• _WORK INSTRUCTIONS_: Where the word "image" occurs in a line, return that line.

• _DATA SHOWN_:
--

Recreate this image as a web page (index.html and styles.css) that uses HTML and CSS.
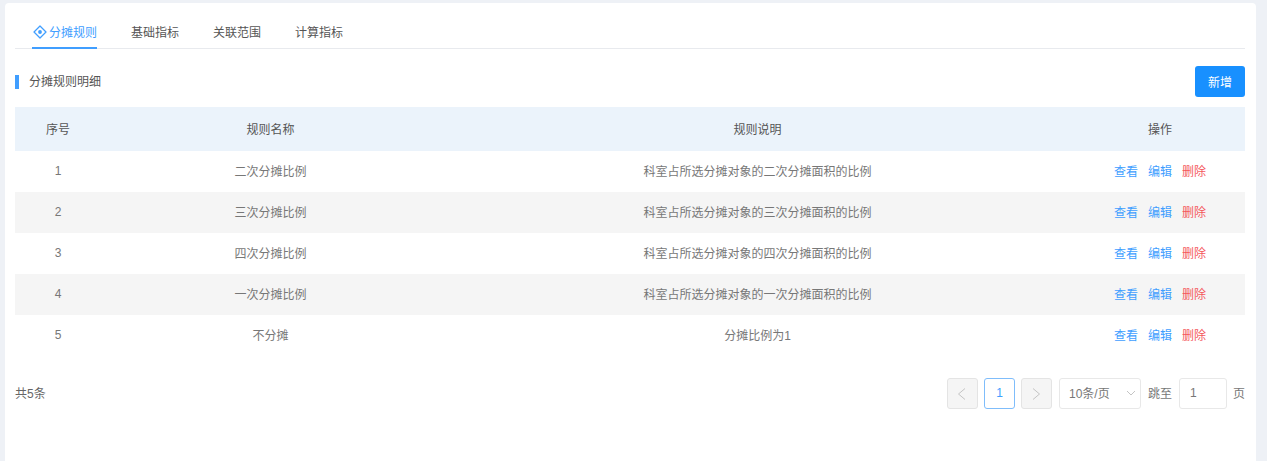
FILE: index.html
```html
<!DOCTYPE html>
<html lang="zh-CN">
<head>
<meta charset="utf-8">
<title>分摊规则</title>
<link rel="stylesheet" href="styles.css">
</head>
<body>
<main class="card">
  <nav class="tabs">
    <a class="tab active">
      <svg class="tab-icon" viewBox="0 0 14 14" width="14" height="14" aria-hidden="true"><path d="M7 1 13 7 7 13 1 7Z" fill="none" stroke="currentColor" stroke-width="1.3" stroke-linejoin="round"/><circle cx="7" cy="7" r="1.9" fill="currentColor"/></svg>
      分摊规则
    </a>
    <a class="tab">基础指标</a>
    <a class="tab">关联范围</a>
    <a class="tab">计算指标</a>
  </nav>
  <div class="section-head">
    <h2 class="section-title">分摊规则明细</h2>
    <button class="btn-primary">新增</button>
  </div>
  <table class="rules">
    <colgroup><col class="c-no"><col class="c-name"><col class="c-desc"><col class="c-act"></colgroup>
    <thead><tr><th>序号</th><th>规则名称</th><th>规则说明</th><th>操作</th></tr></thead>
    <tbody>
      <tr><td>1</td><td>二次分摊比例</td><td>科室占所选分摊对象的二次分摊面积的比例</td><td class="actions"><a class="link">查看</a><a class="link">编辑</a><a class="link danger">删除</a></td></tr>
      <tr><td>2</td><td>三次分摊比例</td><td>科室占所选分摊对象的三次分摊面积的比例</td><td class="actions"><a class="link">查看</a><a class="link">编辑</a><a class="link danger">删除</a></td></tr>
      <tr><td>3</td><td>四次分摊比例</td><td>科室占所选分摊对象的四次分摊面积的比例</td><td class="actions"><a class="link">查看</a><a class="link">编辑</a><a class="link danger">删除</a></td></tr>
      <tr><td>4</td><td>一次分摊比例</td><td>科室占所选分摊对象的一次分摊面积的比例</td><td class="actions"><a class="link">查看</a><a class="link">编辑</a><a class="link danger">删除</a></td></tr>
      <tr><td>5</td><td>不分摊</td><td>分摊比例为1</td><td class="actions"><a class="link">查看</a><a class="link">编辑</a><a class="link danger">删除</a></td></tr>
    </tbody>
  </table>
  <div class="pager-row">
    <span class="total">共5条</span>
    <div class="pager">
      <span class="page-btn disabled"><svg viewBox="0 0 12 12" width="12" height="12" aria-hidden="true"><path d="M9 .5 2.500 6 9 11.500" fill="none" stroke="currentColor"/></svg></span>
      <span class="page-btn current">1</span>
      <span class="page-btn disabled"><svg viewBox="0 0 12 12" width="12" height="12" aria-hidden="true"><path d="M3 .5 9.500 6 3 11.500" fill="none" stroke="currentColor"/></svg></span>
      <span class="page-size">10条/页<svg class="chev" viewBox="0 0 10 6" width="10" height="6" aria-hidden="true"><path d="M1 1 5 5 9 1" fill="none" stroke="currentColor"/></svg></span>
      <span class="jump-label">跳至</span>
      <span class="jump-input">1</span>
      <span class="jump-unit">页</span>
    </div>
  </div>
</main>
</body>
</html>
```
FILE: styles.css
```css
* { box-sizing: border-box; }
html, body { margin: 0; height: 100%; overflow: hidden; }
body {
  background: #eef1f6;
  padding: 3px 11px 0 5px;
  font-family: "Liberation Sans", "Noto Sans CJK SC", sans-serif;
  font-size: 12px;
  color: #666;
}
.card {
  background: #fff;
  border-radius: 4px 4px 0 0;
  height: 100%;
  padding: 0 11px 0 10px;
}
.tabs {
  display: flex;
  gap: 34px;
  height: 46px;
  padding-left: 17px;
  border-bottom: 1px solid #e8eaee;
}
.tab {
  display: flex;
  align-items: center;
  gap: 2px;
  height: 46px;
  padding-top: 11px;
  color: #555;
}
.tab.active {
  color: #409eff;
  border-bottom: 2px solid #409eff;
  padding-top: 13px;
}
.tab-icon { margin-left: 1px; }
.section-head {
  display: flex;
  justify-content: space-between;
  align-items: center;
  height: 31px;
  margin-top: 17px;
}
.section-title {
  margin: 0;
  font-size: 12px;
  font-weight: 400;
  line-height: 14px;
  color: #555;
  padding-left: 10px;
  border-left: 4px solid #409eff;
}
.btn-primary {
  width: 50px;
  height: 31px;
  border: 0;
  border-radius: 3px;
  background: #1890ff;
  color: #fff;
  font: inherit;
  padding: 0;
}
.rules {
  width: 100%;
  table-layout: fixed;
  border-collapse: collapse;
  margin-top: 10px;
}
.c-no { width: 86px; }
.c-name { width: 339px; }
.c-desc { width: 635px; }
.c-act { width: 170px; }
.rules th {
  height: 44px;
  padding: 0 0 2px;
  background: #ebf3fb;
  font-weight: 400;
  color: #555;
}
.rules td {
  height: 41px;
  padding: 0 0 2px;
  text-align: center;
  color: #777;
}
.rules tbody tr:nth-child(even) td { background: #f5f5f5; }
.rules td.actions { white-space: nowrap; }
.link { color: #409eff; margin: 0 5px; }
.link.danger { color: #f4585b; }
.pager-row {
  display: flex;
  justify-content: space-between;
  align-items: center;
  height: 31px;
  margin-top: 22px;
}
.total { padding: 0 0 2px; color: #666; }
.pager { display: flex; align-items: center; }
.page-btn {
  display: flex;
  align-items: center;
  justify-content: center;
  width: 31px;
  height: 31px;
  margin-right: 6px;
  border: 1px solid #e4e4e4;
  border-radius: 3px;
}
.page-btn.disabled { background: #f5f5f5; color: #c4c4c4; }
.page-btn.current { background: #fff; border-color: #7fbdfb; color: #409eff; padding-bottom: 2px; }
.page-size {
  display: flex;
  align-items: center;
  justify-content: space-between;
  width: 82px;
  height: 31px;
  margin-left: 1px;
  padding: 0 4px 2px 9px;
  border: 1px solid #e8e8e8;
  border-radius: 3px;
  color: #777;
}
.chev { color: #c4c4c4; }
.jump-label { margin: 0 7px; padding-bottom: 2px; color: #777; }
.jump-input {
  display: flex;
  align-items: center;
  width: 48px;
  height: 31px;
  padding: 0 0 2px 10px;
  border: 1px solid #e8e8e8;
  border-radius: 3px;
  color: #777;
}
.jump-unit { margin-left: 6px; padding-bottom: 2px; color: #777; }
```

--

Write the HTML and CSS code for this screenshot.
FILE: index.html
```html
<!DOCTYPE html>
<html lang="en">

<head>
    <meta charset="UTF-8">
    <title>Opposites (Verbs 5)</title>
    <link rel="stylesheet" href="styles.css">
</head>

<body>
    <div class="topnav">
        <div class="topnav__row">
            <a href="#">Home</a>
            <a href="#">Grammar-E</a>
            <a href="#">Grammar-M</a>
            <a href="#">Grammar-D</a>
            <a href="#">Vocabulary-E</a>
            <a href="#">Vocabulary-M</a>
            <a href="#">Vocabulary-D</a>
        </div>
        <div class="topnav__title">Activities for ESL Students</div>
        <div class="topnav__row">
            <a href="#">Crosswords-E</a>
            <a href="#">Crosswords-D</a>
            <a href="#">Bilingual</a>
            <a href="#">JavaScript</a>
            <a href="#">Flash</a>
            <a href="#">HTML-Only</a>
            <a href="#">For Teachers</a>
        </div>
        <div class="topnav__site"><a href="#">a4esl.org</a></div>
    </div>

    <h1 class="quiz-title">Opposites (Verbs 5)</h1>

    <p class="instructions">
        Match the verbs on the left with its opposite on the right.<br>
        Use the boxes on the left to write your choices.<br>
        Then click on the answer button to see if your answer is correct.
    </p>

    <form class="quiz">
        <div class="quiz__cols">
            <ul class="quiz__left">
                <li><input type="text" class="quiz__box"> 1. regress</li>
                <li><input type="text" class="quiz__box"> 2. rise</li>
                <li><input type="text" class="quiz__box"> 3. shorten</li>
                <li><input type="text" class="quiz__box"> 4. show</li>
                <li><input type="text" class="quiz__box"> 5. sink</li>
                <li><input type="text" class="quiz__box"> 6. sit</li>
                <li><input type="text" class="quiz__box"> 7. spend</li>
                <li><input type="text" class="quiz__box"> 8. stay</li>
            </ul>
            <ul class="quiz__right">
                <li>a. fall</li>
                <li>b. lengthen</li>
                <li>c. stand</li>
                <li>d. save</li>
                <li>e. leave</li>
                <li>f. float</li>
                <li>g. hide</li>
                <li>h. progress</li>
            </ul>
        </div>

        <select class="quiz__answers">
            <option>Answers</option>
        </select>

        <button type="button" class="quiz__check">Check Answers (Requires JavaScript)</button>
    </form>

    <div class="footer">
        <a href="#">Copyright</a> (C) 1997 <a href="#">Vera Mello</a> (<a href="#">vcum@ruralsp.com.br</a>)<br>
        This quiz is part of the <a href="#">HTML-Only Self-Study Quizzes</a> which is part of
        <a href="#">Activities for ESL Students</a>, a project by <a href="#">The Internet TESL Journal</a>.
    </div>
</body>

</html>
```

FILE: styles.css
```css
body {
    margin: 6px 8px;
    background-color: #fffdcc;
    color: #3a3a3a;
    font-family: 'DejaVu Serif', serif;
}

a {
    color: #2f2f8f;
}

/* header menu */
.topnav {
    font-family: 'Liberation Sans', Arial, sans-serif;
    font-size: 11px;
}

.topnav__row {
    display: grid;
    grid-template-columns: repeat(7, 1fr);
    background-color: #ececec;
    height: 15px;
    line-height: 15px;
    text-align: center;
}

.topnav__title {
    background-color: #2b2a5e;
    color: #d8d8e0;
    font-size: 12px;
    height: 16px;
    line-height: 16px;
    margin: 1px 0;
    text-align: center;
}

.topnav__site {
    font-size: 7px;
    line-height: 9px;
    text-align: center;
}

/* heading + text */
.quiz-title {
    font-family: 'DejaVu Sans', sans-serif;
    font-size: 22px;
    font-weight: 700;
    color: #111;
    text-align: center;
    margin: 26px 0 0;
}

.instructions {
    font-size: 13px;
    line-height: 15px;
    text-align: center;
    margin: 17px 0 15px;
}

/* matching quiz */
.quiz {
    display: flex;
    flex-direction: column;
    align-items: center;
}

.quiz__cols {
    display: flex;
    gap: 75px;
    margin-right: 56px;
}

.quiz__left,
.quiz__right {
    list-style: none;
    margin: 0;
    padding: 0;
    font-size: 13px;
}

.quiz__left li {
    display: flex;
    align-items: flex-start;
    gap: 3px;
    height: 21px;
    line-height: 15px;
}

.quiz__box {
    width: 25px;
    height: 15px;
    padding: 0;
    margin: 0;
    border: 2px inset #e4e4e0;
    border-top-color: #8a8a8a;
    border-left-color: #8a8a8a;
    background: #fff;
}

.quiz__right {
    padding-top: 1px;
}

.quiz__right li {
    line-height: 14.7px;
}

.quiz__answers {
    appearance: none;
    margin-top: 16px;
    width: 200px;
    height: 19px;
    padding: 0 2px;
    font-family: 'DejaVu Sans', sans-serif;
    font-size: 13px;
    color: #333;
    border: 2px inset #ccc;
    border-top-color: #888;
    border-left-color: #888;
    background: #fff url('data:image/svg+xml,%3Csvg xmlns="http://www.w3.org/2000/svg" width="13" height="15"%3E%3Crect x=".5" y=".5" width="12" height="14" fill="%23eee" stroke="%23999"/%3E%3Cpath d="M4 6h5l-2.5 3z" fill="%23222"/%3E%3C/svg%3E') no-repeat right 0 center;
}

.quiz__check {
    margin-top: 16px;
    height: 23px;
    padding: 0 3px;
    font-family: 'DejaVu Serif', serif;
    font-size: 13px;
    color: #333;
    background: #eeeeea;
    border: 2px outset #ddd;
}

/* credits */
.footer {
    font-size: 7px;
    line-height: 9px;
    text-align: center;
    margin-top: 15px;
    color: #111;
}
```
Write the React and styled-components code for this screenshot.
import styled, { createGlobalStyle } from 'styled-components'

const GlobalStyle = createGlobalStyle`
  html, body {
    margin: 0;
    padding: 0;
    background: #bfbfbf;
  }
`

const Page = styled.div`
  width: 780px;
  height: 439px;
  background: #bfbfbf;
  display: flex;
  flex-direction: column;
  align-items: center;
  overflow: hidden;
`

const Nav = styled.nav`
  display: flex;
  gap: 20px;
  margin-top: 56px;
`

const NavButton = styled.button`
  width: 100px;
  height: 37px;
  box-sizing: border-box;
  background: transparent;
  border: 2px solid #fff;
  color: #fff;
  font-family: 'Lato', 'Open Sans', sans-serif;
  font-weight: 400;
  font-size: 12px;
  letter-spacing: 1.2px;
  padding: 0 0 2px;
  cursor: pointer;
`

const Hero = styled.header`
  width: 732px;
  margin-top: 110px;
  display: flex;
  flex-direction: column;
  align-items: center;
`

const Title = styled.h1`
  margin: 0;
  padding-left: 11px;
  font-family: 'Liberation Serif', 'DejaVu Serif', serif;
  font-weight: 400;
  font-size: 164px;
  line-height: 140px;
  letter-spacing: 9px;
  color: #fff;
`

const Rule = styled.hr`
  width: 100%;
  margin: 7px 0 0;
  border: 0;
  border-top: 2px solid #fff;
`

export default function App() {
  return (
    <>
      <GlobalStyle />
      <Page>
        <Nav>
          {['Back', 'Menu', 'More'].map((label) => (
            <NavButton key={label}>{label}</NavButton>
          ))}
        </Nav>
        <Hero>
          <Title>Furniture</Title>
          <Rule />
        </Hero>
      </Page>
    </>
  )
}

--

• _CORRECT ANSWER_:
Recreate this image as a web page (index.html and styles.css) that uses HTML and CSS.
    background: #fff url('data:image/svg+xml,%3Csvg xmlns="http://www.w3.org/2000/svg" width="13" height="15"%3E%3Crect x=".5" y=".5" width="12" height="14" fill="%23eee" stroke="%23999"/%3E%3Cpath d="M4 6h5l-2.5 3z" fill="%23222"/%3E%3C/svg%3E') no-repeat right 0 center;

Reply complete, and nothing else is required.